Berichte im «Tages-Anzeiger» sorgten im Dezember für Aufsehen: Sie zeigten, wie Hersteller immer neue Implantate auf den Markt bringen – und diese oft zu gesundheitlichen Problemen führen («Gesundheitstipp» 12/2018). Jetzt gerät auch ein neues Kniegelenk-Implantat in die Kritik der Fachleute. Das sogenannte Ligamys wird bei Kreuzbandrissen eingesetzt und besteht aus einem Kunststofffaden, der mit einer Metallfeder und einer Schraube im Unterschenkel verankert ist. Ärzte setzen den Faden parallel zum gerissenen Band ein. Der Hersteller verspricht, mit dem Implantat wachse das Band schneller zusammen.
«Der Nachweis des Nutzens ist bis heute nicht gelungen»
Eine neue Studie des Berner Inselspitals und des niederländischen Erasmus Medical Center kommt zu einem anderen Schluss. Die Ärzte stellten ihre Studie im letzten Oktober an einem Kongress vor. Ihr Fazit mit 62 Patienten ist ernüchternd: Ligamys trägt nichts zur Heilung bei. Bei Patienten, die kein Implantat erhielten, heilte das verletzte Knie sogar besser als bei solchen, die mit Ligamys operiert wurden.
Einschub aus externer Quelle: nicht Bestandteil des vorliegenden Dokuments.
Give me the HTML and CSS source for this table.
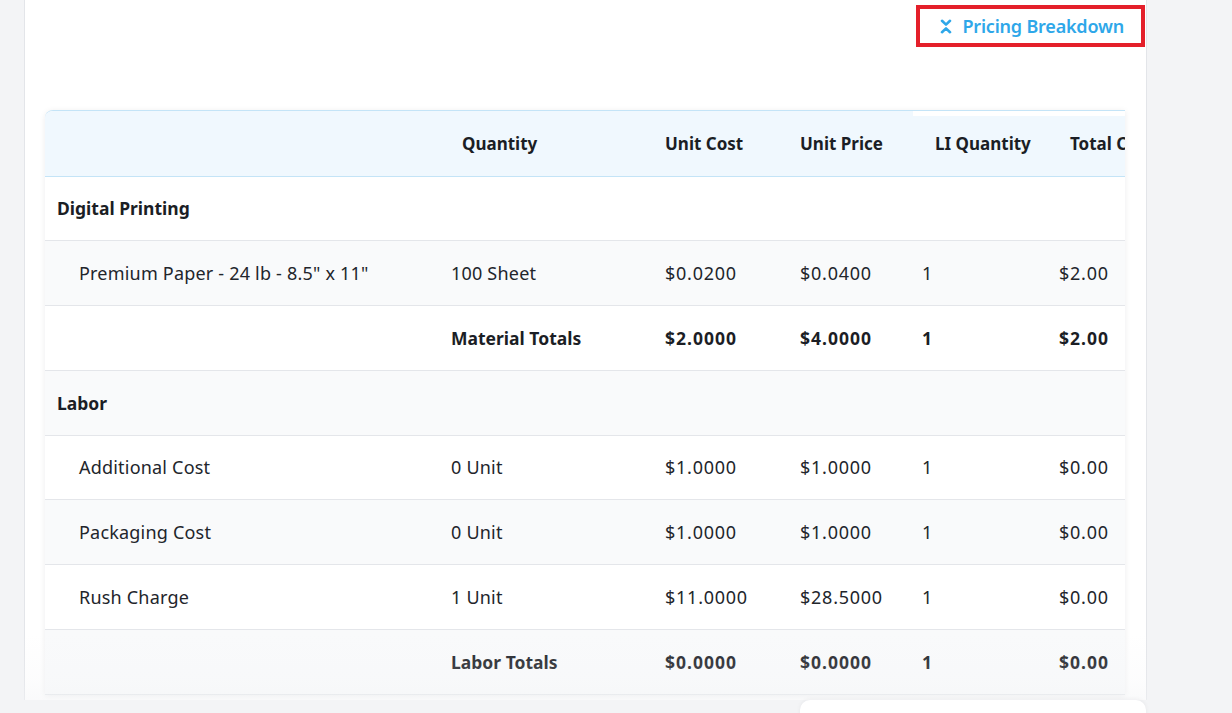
FILE: index.html
```html
<!DOCTYPE html>
<html lang="en">
<head>
<meta charset="utf-8">
<title>Pricing Breakdown</title>
<link rel="stylesheet" href="styles.css">
</head>
<body>
<div class="page">
  <div class="panel">
    <div class="toolbar">
      <button class="toggle" type="button">
        <svg class="toggle-icon" width="12" height="15" viewBox="0 0 12 15" aria-hidden="true">
          <path d="M2 1.8 L6 5.6 L10 1.8 M2 13.2 L6 9.4 L10 13.2" fill="none" stroke="currentColor" stroke-width="2.6" stroke-linecap="round" stroke-linejoin="round"/>
        </svg>
        <span>Pricing Breakdown</span>
      </button>
    </div>
    <div class="card">
      <div class="hdr-mask"></div>
      <table class="grid">
        <colgroup>
          <col class="c-name">
          <col class="c-qty">
          <col class="c-cost">
          <col class="c-price">
          <col class="c-li">
          <col class="c-total">
          <col class="c-extra">
        </colgroup>
        <thead>
          <tr>
            <th></th>
            <th class="h-qty">Quantity</th>
            <th class="h-cost">Unit Cost</th>
            <th class="h-price">Unit Price</th>
            <th class="h-li">LI Quantity</th>
            <th class="h-total">Total Cost</th>
            <th></th>
          </tr>
        </thead>
        <tbody>
          <tr class="group"><td>Digital Printing</td><td></td><td></td><td></td><td></td><td></td><td></td></tr>
          <tr class="item"><td>Premium Paper - 24 lb - 8.5" x 11"</td><td>100 Sheet</td><td class="num">$0.0200</td><td class="num">$0.0400</td><td class="num">1</td><td class="num">$2.00</td><td></td></tr>
          <tr class="total"><td></td><td>Material Totals</td><td class="num">$2.0000</td><td class="num">$4.0000</td><td class="num">1</td><td class="num">$2.00</td><td></td></tr>
          <tr class="group"><td>Labor</td><td></td><td></td><td></td><td></td><td></td><td></td></tr>
          <tr class="item"><td>Additional Cost</td><td>0 Unit</td><td class="num">$1.0000</td><td class="num">$1.0000</td><td class="num">1</td><td class="num">$0.00</td><td></td></tr>
          <tr class="item"><td>Packaging Cost</td><td>0 Unit</td><td class="num">$1.0000</td><td class="num">$1.0000</td><td class="num">1</td><td class="num">$0.00</td><td></td></tr>
          <tr class="item"><td>Rush Charge</td><td>1 Unit</td><td class="num">$11.0000</td><td class="num">$28.5000</td><td class="num">1</td><td class="num">$0.00</td><td></td></tr>
          <tr class="total"><td></td><td>Labor Totals</td><td class="num">$0.0000</td><td class="num">$0.0000</td><td class="num">1</td><td class="num">$0.00</td><td></td></tr>
        </tbody>
      </table>
    </div>
  </div>
  <div class="fade"></div>
  <div class="dock"></div>
</div>
</body>
</html>
```

FILE: styles.css
```css
* { box-sizing: border-box; }

html, body {
  margin: 0;
  padding: 0;
  background: #f3f4f6;
  font-family: "Noto Sans", "Open Sans", "Liberation Sans", sans-serif;
  color: #22252b;
}

.page {
  position: relative;
  width: 1232px;
  height: 713px;
  overflow: hidden;
}

.panel {
  margin-left: 24px;
  width: 1123px;
  height: 700px;
  background: #ffffff;
  border-left: 1px solid #e3e5e9;
  border-right: 1px solid #e3e5e9;
  overflow: hidden;
}

.toolbar {
  display: flex;
  justify-content: flex-end;
  padding-top: 5px;
  padding-right: 1px;
}

.toggle {
  display: flex;
  align-items: center;
  gap: 10px;
  height: 42px;
  padding: 0 17px 0 20px;
  border: 4px solid #e41f2a;
  background: #ffffff;
  color: #2ea7e9;
  font-family: inherit;
  font-size: 18px;
  font-weight: 600;
  letter-spacing: -0.2px;
  cursor: pointer;
}

.toggle-icon { display: block; flex: none; }

.card {
  position: relative;
  margin-top: 63px;
  margin-left: 20px;
  width: 1080px;
  border-top: 1px solid #c4e4f7;
  border-radius: 8px 0 0 0;
  overflow: hidden;
  background: #ffffff;
  box-shadow: 0 1px 6px rgba(15, 23, 42, 0.08);
}

.hdr-mask {
  position: absolute;
  left: 868px;
  top: -1px;
  right: 0;
  height: 6px;
  background: #ffffff;
  z-index: 2;
}

.grid {
  width: 1202px;
  table-layout: fixed;
  border-collapse: collapse;
  font-size: 18px;
}

.c-name { width: 394px; }
.c-qty { width: 214px; }
.c-cost { width: 135px; }
.c-price { width: 122px; }
.c-li { width: 137px; }
.c-total { width: 120px; }
.c-extra { width: 80px; }

.grid th {
  height: 65px;
  padding: 0 0 0 12px;
  background: #f0f8fe;
  border-bottom: 1px solid #c4e4f7;
  text-align: left;
  font-size: 17px;
  font-weight: 700;
  color: #1b1e25;
  white-space: nowrap;
  overflow: hidden;
}

.grid th.h-qty { padding-left: 23px; }
.grid th.h-li { padding-left: 25px; }
.grid th.h-total { padding-left: 23px; }

.grid td {
  height: 64.75px;
  padding: 0 0 0 12px;
  border-bottom: 1px solid #e4e6ea;
  white-space: nowrap;
  overflow: hidden;
  color: #22252b;
  letter-spacing: 0.2px;
}

.grid td.num { letter-spacing: 0.75px; }

.grid tbody tr:nth-child(even) td { background: #f9fafb; }

.group td { font-weight: 700; color: #1b1e25; font-size: 17.5px; letter-spacing: 0; }
.item td:first-child { padding-left: 34px; }
.total td { font-weight: 700; color: #1b1e25; font-size: 17.5px; letter-spacing: 0; }
.total td.num { letter-spacing: 1px; }

.fade {
  position: absolute;
  left: 0;
  right: 0;
  bottom: 0;
  height: 80px;
  background: linear-gradient(to bottom, rgba(243, 244, 246, 0) 0%, rgba(243, 244, 246, 0.22) 60%, rgba(243, 244, 246, 0.6) 100%);
  pointer-events: none;
}

.dock {
  position: absolute;
  left: 800px;
  top: 700px;
  width: 346px;
  height: 40px;
  background: #ffffff;
  border-radius: 10px 10px 0 0;
  box-shadow: 0 -1px 4px rgba(15, 23, 42, 0.05);
}
```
Der Winterthurer Kniespezialist Luzi Dubs sagt, die Idee des Implantats sei nachvollziehbar. «Der Nachweis des Nutzens ist aber bis heute nicht gelungen.»
Eine Studie der Medizinischen Universität Graz mit 18 Patienten zeigte vor einem Jahr, dass das Kreuzband nach der Ligamys-Operation häufiger wieder reisst.
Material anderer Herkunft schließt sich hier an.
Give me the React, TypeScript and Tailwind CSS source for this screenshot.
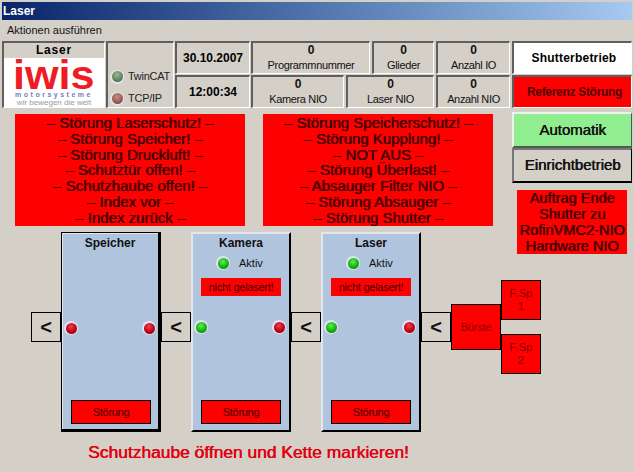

Fazit: «Die hohen Erwartungen an Ligamys wurden nicht erfüllt.» Auch Peter Koch, Leiter Kniechirurgie am Kantonsspital Winterthur, steht dem Implantat skeptisch gegenüber. Falls eine zweite Operation nötig werde, mache das Loch im Knochen diese komplizierter.
Hersteller räumt ein, dass die Heilung verzögert wird
Das Expertengremium Swiss Medical Board empfahl schon 2009, auf Knieoperationen zu verzichten und stattdessen Physiotherapie zu verschreiben («Gesundheitstipp» 2/2013).
Die Firma Mathys, Hersteller des Ligamys-Implantats, räumt ein, dass das Implantat die Heilung des gerissenen Kreuzbandes um einige Monate verzögere. Allerdings sei die Heilung ohne Implantat nur in Ausnahmefällen oder bei Teilrissen möglich. Das Loch im Knochen sei «nur unwesentlich grösser» als bei der normalen Kreuzbandoperation. Die Schraube könne man ohne negativen Einfluss auf eine allfällige zweite Operation wieder entfernen.
Der Berner Chirurg Stefan Eggli entwickelte das Implantat. Er sagt, mehr als 20 andere Studien hätten «meist positive Resultate» der Ligamys-Technik gezeigt. Einen Teil dieser Studien finanzierte jedoch der Hersteller.
Eggli sagt, die Behandlung nur mit Physiotherapie sei für ältere Patienten geeignet, die wenig Sport trieben.
Viele jüngere, sportlich ehrgeizige Patienten, die anfänglich nur mit Physiotherapie behandelt würden, liessen sich später doch noch operieren.